Now, after stoking a discussion on faith with a confession, it is Kadakampally alone who is silent about Sabarimala. He was unwilling to talk to Onmanorama even after we promised not to talk about Sabarimala.
“Let Sobha say whatever she wants about Sabarimala, the party has told us not to respond to a word. We will concentrate only on what we have done and what we would do,” a source close to Kadakampally said.
But away from the public, during the privacy of house visits, Kadakampally's team will speak about the things the minister had done for faith in the constituency and also Sabarimala.
“I hope people have not forgotten that the minister had earned the wrath of both the party and the feminists when he said Sabarimala was not the place for feminists to play their games,” Kadakampally's close aide said. “But if their memory requires some prodding, we will do it when we make house visits. Being Marxists, we cannot speak about the things the minister had done for faith in the open,” the source added.
But it looks like the faithful in Kazhakuttam trust Kadakampally. Take for instance the Latin Church, highly influential among the fisherfolk in the Pallithura and Thumba areas of the constituency. “Kadakampally has done a lot of things for us. It looks like he will win,” said Fr Lenin Fernandez, the vicar of St Mary Magdalene Church, Pallithura.

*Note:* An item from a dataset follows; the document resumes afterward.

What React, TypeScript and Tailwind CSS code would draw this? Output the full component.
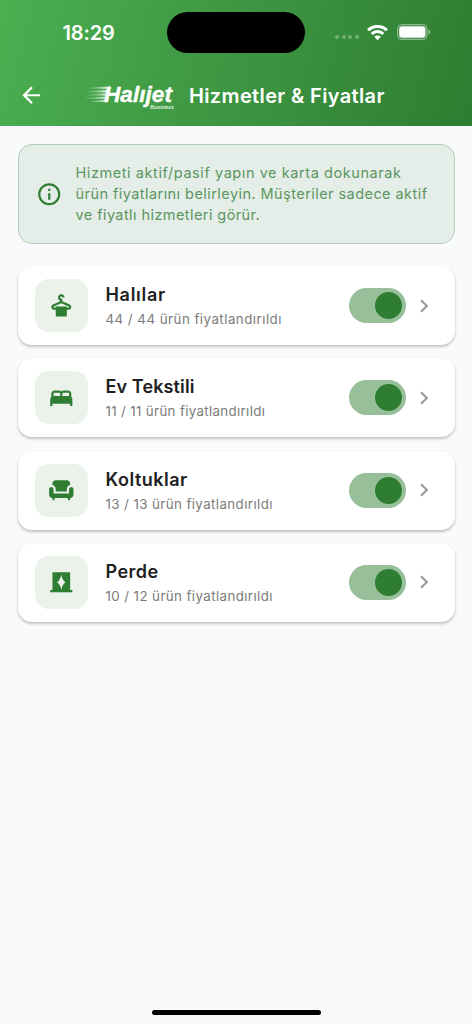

The faithful in the Hindu community, too, are not displeased with the minister. Radhakrishnan, the priest of the Ayyappa temple from where Sobha Surendran began her campaign on March 18, is excited that a political leader had accorded so much importance to the temple but still was not in a mind to spurn Kadakampally. “We have nothing against the minister as he was always helpful,” the priest said.